Hedge fund managers are deploying new technology such as machine learning, artificial intelligence and robotics to manage routine tasks, including data reconciliation and controls, expense reporting, client reporting, internal management reporting and shadow accounting. Freeing staff from these rote processes opens more time and resources to design, deploy and utilise new strategic, analytical solutions. 

However, finding the right talent and hiring capable candidates is proving to be a hurdle for managers. EY’s recent hedge fund survey found that more than half of them are having difficulty hiring executive investment professionals. Add on this growing need for staff with the technology skillset to manipulate vast amounts of data and finding the next great employee becomes even more challenging. Managers are competing for them not just among themselves, but against tech giants, FinTechs and enticing startups. It’s just a hard environment out there to hire the right tech job candidates when they have such a wide array of employment choices.

This new normal for finding talent has led hedge fund managers to change their hiring profile. They’re now looking for a variety of professional and educational backgrounds, in addition to tech and data skills, and are onboarding roles that are new to the hedge fund world, such as programmers; physics, math and electrical engineering PhDs; and those with computer science degrees with backgrounds in Machine Learning.  Even roles such as chief data scientist — a newly defined function in the executive suite — are being filled in the front office to provide data-driven insights. 

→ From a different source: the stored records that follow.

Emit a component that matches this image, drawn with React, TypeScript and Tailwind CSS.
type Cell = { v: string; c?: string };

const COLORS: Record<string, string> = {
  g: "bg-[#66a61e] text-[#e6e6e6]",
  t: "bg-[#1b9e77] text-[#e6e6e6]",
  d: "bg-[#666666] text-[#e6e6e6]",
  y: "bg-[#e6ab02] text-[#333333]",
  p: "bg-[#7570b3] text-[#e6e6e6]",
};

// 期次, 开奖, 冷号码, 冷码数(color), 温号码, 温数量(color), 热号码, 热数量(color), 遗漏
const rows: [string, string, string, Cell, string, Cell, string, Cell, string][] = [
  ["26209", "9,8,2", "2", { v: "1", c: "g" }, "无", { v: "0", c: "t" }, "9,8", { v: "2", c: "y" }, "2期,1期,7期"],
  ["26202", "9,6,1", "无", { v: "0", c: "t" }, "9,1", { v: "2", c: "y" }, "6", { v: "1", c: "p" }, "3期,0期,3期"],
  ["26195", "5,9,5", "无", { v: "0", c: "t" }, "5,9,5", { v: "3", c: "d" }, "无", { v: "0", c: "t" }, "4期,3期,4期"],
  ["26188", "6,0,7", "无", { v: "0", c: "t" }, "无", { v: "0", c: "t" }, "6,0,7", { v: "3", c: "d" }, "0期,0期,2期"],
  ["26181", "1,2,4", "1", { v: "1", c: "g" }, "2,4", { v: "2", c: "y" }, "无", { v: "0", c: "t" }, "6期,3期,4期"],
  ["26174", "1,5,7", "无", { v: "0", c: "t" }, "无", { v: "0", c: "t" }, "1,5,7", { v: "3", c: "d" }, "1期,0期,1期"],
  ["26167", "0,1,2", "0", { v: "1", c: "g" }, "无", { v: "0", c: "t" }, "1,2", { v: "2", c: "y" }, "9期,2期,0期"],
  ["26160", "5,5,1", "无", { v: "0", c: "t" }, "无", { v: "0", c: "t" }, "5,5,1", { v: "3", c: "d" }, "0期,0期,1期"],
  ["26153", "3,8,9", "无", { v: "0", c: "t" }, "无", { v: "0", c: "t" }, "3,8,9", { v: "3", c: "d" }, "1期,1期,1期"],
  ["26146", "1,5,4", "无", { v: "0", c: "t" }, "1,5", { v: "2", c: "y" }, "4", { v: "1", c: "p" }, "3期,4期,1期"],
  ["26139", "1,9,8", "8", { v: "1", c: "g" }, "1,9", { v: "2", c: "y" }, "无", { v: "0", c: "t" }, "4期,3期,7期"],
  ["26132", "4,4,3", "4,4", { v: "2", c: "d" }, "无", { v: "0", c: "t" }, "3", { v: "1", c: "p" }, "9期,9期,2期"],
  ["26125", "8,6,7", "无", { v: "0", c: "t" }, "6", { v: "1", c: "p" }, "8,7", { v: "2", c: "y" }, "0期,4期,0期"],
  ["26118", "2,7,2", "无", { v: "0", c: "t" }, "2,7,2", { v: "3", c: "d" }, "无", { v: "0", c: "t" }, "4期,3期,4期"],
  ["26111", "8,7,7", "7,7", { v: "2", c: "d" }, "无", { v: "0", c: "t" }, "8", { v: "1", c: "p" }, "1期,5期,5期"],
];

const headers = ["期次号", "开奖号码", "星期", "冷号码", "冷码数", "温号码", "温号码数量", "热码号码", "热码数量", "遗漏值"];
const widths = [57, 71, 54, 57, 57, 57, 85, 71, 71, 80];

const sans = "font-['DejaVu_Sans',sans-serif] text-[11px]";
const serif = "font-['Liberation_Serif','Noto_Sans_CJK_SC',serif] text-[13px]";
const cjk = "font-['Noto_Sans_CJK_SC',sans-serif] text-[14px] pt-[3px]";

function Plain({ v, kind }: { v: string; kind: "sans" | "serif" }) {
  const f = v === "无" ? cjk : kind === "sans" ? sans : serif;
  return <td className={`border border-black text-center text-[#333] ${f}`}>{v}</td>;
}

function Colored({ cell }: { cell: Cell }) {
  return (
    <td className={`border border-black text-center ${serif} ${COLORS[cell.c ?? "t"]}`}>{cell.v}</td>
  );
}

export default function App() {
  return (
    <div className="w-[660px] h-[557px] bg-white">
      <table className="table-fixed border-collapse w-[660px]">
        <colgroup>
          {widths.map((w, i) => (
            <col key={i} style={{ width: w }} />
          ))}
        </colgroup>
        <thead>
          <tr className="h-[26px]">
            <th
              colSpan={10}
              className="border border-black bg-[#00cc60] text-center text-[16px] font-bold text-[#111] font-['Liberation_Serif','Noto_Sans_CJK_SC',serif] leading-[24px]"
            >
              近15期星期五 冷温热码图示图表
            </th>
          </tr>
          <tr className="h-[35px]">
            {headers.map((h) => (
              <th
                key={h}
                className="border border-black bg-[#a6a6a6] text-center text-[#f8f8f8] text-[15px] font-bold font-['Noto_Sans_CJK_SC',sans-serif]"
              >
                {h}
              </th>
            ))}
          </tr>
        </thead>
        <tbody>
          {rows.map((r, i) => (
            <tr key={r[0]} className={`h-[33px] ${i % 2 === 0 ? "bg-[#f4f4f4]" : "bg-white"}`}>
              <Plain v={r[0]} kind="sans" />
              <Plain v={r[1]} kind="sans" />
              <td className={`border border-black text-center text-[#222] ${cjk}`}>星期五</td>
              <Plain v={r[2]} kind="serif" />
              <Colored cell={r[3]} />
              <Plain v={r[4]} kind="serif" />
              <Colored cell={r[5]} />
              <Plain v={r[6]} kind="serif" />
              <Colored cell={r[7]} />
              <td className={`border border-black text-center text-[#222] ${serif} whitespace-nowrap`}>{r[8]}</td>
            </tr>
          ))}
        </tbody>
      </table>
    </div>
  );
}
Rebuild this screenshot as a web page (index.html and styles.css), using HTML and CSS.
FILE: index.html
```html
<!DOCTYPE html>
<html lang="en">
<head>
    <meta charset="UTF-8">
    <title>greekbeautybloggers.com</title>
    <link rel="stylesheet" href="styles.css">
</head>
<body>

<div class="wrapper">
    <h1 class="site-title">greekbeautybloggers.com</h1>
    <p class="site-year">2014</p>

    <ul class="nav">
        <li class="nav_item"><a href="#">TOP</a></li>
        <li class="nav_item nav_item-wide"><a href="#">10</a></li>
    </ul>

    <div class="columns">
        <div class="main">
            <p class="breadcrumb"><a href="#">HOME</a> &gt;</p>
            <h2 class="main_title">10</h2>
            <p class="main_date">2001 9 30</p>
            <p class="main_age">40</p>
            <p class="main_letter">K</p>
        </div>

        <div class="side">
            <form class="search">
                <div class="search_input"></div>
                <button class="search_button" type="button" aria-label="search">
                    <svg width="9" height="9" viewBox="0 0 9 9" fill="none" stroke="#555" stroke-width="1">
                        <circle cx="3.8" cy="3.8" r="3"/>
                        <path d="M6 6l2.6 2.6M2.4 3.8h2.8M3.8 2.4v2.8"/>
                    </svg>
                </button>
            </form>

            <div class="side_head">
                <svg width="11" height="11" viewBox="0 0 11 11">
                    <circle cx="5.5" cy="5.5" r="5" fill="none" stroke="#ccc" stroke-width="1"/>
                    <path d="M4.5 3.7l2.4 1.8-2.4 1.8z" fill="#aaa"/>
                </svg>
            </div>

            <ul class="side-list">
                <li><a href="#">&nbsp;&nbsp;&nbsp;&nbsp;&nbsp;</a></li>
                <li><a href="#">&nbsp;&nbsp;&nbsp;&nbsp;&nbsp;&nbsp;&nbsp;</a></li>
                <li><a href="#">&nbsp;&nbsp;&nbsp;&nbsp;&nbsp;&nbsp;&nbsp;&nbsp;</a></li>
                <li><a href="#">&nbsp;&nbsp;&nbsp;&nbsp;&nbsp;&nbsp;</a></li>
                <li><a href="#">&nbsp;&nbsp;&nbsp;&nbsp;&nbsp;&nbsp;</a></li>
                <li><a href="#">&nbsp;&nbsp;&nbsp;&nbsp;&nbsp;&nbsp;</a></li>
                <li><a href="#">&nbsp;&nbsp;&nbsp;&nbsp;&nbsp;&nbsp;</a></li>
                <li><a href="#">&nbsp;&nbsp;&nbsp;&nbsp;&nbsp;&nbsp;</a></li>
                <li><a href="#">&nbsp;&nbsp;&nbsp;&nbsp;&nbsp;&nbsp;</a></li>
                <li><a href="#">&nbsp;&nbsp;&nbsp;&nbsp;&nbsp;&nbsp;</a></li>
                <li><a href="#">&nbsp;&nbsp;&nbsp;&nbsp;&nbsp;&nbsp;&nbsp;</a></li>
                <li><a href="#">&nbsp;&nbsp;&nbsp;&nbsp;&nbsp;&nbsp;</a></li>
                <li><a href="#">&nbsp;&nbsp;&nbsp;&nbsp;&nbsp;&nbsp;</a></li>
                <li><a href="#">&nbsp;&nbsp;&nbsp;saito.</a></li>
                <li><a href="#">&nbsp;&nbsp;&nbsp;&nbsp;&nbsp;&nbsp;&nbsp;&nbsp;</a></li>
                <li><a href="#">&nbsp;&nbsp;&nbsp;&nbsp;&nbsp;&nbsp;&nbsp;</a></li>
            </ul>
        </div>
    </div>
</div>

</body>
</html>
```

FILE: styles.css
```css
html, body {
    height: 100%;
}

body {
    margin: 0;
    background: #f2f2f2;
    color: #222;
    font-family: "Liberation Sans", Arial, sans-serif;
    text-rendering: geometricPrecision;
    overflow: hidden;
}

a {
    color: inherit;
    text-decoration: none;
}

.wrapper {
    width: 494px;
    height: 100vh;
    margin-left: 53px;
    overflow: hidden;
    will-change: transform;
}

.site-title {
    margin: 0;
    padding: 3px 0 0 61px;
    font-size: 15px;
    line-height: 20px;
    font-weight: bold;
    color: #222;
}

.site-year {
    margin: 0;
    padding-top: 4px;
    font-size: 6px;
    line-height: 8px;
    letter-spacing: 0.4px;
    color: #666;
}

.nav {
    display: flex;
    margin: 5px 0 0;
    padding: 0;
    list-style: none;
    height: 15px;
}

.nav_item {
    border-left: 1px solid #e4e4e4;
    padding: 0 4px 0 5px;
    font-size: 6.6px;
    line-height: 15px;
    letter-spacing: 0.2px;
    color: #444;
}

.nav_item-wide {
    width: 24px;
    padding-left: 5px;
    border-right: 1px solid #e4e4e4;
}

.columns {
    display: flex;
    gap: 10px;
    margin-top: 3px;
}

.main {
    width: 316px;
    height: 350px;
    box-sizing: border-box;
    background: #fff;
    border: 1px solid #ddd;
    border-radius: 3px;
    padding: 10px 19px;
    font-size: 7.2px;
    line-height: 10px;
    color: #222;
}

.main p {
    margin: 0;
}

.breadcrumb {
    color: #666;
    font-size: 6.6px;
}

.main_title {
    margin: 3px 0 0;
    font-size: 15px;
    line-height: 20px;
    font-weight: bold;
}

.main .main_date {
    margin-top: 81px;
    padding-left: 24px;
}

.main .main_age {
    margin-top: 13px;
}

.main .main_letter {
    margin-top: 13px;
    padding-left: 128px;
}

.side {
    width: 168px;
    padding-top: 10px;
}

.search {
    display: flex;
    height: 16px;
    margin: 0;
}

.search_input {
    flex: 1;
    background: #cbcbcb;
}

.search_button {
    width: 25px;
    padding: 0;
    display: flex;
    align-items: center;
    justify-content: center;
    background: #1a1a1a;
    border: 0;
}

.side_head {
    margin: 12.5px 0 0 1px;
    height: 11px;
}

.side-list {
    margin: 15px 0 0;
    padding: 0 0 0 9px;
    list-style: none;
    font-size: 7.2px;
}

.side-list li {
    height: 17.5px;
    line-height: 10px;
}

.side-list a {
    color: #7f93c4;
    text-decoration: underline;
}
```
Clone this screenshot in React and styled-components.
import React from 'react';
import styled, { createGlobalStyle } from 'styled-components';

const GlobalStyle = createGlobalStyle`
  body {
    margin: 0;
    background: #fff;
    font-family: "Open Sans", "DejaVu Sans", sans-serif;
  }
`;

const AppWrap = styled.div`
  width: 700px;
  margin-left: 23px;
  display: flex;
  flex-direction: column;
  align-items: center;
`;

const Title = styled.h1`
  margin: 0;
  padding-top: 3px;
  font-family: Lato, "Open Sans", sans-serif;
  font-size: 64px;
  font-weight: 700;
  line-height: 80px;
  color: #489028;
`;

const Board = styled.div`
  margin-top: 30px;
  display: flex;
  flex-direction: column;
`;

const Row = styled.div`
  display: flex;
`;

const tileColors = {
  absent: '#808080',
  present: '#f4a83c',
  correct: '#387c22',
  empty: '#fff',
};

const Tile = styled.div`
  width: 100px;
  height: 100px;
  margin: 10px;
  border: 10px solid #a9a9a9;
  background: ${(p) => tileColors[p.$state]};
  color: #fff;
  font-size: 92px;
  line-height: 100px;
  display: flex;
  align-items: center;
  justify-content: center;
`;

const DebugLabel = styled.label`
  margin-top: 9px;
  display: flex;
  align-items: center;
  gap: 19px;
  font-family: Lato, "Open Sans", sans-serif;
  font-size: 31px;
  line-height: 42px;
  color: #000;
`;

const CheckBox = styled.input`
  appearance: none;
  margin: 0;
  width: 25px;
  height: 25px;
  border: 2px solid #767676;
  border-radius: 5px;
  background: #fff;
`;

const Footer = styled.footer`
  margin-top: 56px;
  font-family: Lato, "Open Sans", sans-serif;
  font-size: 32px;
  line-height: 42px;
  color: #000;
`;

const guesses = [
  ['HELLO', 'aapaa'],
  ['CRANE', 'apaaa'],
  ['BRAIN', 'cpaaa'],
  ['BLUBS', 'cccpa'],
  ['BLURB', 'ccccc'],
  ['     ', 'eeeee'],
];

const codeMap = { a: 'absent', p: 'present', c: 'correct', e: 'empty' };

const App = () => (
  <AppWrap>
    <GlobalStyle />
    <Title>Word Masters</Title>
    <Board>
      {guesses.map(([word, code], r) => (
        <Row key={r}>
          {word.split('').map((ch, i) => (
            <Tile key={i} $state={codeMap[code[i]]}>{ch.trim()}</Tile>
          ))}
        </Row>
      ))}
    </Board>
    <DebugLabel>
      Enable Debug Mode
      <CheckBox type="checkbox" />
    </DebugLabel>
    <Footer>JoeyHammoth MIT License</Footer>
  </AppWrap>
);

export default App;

For example, leveraging big data and advanced analytics is fast becoming a strategic necessity. More managers are parsing non-traditional data such as social media posts, private company information and credit card data to find new opportunities that generate alpha. In fact, the EY survey found that nearly half of managers say they are using this type of data to support the investment process.

Additionally, culture is a key driver of change when identifying talent. Keeping cultural alignment front of mind is crucial, and creating a team of diverse professionals with a variety of educational backgrounds is a must. Research supports that employee engagement is linked with lower turnover. This points to the strong need to provide competitive compensation and a purpose-driven workplace culture. Many managers are surveying and employing consultants to understand what employees are looking for in the workplace. They found that collaboration, compensation and work-life balance are priorities to employees. This is particularly important when competing for tech-savvy talent with Silicon Valley giants that might have significant resources to put behind workplace culture programs.  

Ultimately, hedge fund managers need to seek talent with tech and data analytics skills because they know this is increasingly important to investors. The EY survey showed that nearly 40 per cent of investors expect to allocate more of their assets to managers who are using next-generation data, so the need for talent to handle this data will likely continue to escalate. This new talent pool may also have the added benefit of helping to solve the big data challenge in the hedge fund industry. Hedge funds will need to continue to employ and continually improve robust talent management strategies in this highly competitive environment.